2002-08-09 Thread Jeff Hill

Well, if you compile a cgi version of php, just add a cronjob to run your
script. When you automate these things though, especially if it's sending
out e-mail, it's best to carefully setup error reporting to catch any script
failures or faults -- you want them reported to you quickly and to kill the
script gracefully. I learned the hard way with members our e-mail
publication.

Regards,

Jeff Hill

- Original Message -
From: César Aracena [EMAIL PROTECTED]
To: 'Jan Souman' [EMAIL PROTECTED]; [EMAIL PROTECTED]
Sent: Friday, August 09, 2002 1:36 PM
Subject: RE: [PHP] Sending automatically mail


 I had a question like this once, and the most applicable answer I got
 from this list was to make a script which triggers *IF* a certain time
 of day was reached.
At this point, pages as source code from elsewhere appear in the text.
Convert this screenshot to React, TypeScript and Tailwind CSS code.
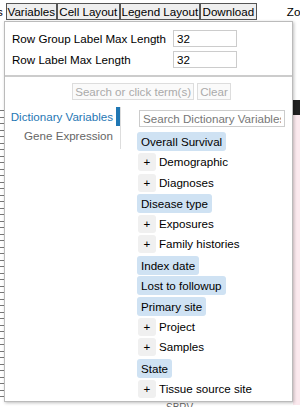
import React from "react";

const tree: { label: string; leaf: boolean }[] = [
  { label: "Overall Survival", leaf: true },
  { label: "Demographic", leaf: false },
  { label: "Diagnoses", leaf: false },
  { label: "Disease type", leaf: true },
  { label: "Exposures", leaf: false },
  { label: "Family histories", leaf: false },
  { label: "Index date", leaf: true },
  { label: "Lost to followup", leaf: true },
  { label: "Primary site", leaf: true },
  { label: "Project", leaf: false },
  { label: "Samples", leaf: false },
  { label: "State", leaf: true },
  { label: "Tissue source site", leaf: false },
];

const App = () => {
  return (
    <div className="relative h-[407px] w-[300px] overflow-hidden whitespace-nowrap bg-white font-['Liberation_Sans',Arial,sans-serif] text-[11.6px] leading-[14px] text-black">
      {/* background chart bits */}
      <div className="absolute left-0 top-[110px] flex flex-col gap-[5.5px]">
        {Array.from({ length: 45 }).map((_, i) => (
          <div key={i} className="h-px w-[4px] bg-[#777]" />
        ))}
      </div>
      <div className="absolute left-[293px] top-[100px] h-[15px] w-[7px] bg-[#222]" />
      <div className="absolute left-[293px] top-[115px] h-[290px] w-[7px] bg-[#fbe9ee]" />
      <div className="absolute left-[166px] top-[402px] text-[10px] leading-[12px] text-[#666]">SBRV</div>

      <div className="flex items-center pt-[3px]">
        <span className="ml-[-3px] mr-[3px] shrink-0">s</span>
        <button className="h-[17px] w-[51px] shrink-0 border border-[#555] bg-[#efefef] px-0 leading-[15px]">
          Variables
        </button>
        <button className="h-[17px] w-[63px] shrink-0 border border-[#555] bg-[#efefef] px-0 leading-[15px]">
          Cell Layout
        </button>
        <button className="h-[17px] w-[80px] shrink-0 border border-[#555] bg-[#efefef] px-0 leading-[15px]">
          Legend Layout
        </button>
        <button className="h-[17px] w-[57px] shrink-0 border border-[#555] bg-[#efefef] px-0 leading-[15px]">
          Download
        </button>
        <span className="ml-[30px] shrink-0">Zo</span>
      </div>

      <div className="absolute left-[4px] top-[21px] h-[381px] w-[289px] border border-[#bbb] bg-white shadow-[1px_1px_3px_rgba(0,0,0,0.25)]">
        <div className="flex flex-col gap-[4px] px-[7px] pt-[8px]">
          <div className="flex items-center">
            <span className="w-[161px]">Row Group Label Max Length</span>
            <input
              readOnly
              value="32"
              className="h-[17px] w-[64px] border border-[#ccc] px-[3px] text-[11.6px] outline-none"
            />
          </div>
          <div className="flex items-center">
            <span className="w-[161px]">Row Label Max Length</span>
            <input
              readOnly
              value="32"
              className="h-[17px] w-[64px] border border-[#ccc] px-[3px] text-[11.6px] outline-none"
            />
          </div>
        </div>
        <div className="mt-[7px] h-[2px] bg-[#ccc]" />
        <div className="mt-[6px] flex justify-center gap-[3px] pl-[6px]">
          <button className="h-[17px] border border-[#ddd] bg-[#fafafa] px-[2px] leading-[15px] text-[#aaa]">
            Search or click term(s)
          </button>
          <button className="h-[17px] border border-[#ddd] bg-[#fafafa] px-[2px] leading-[15px] text-[#aaa]">
            Clear
          </button>
        </div>

        <div className="mt-[5px] flex">
          <div className="w-[116px] pt-[2px]">
            <div className="flex justify-end">
              <div className="flex flex-col items-end border-r border-[#ddd] pb-[3px]">
                <div className="flex items-center">
                  <span className="pr-[3px] text-[#1f77b4]">Dictionary Variables</span>
                  <div className="h-[19px] w-[4px] bg-[#1f77b4]" />
                </div>
                <div className="py-[3px] pr-[7px] text-[#666]">Gene Expression</div>
              </div>
            </div>
          </div>
          <div className="ml-[16px] flex flex-col pt-[5px]">
            <input
              readOnly
              placeholder="Search Dictionary Variables"
              className="ml-[2px] h-[17px] w-[146px] border border-[#ccc] px-[3px] text-[11.6px] outline-none placeholder:text-[#777]"
            />
            <div className="mt-[5px] flex flex-col gap-[1.6px]">
              {tree.map((t) =>
                t.leaf ? (
                  <div key={t.label} className="flex h-[19px]">
                    <span className="rounded-[3px] bg-[#cfe2f3] px-[4px] leading-[19px]">{t.label}</span>
                  </div>
                ) : (
                  <div key={t.label} className="flex h-[19px] items-center">
                    <span className="ml-[1px] flex h-[18px] w-[18px] items-center justify-center rounded-[3px] bg-[#f0f0f0]">
                      +
                    </span>
                    <span className="ml-[3px]">{t.label}</span>
                  </div>
                )
              )}
            </div>
          </div>
        </div>
      </div>
    </div>
  );
};

export default App;
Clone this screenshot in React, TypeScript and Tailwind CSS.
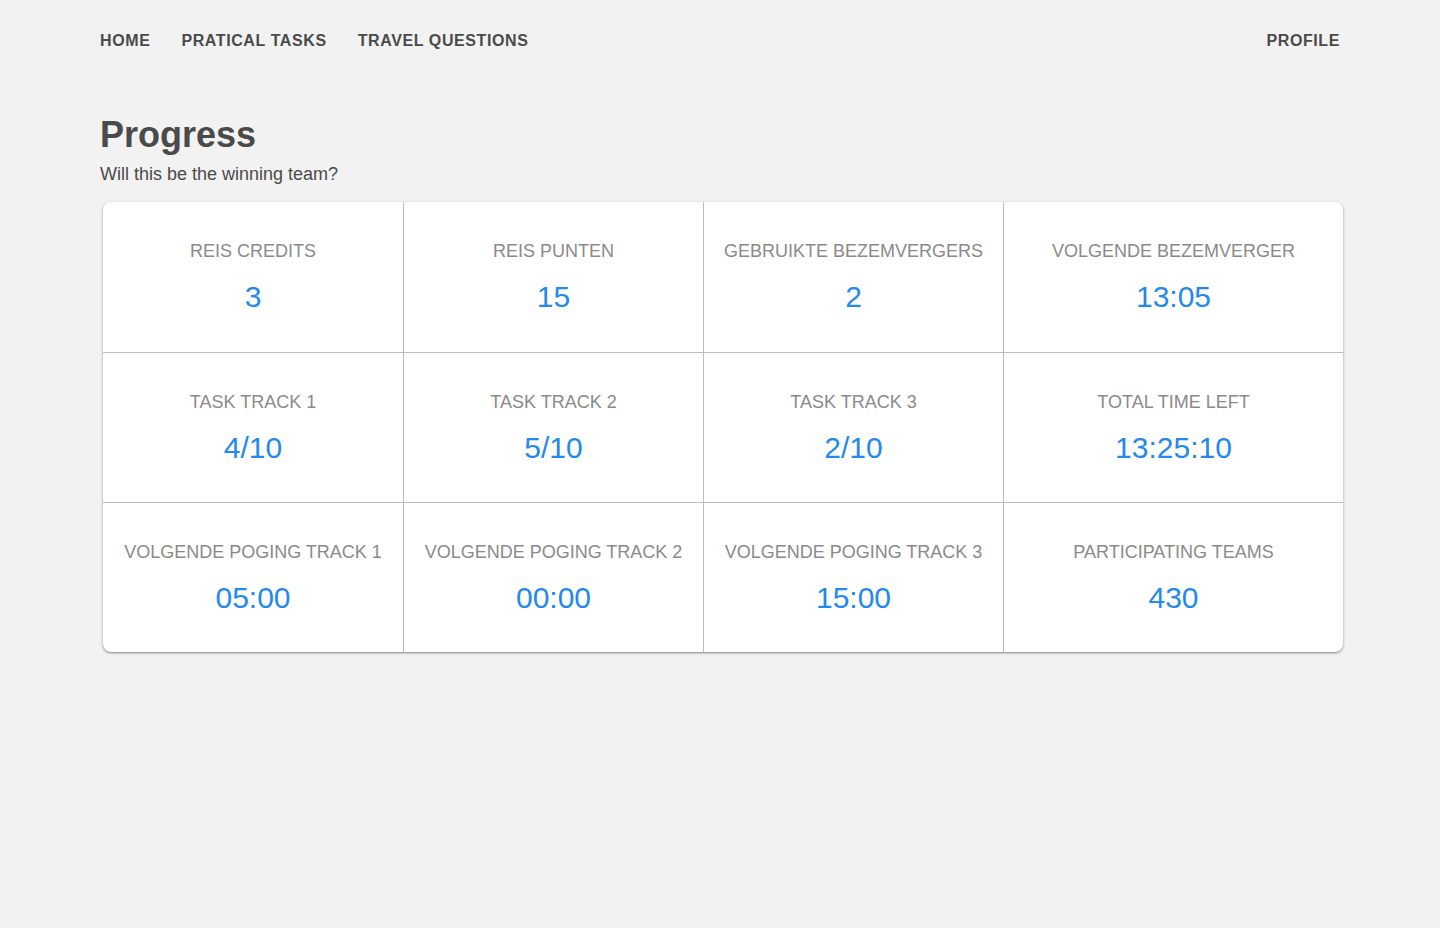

The only problem is that it had to be triggered by
 one visitor's clicking at least (the script was asleep in a page until
 that page was called).

 Now, it comes to my mind that you could have one hidden page which META
 refresh tags (refreshing itself let's say every hour), with a script
 inside that will trigger *IF* a certain hour (time) has passed.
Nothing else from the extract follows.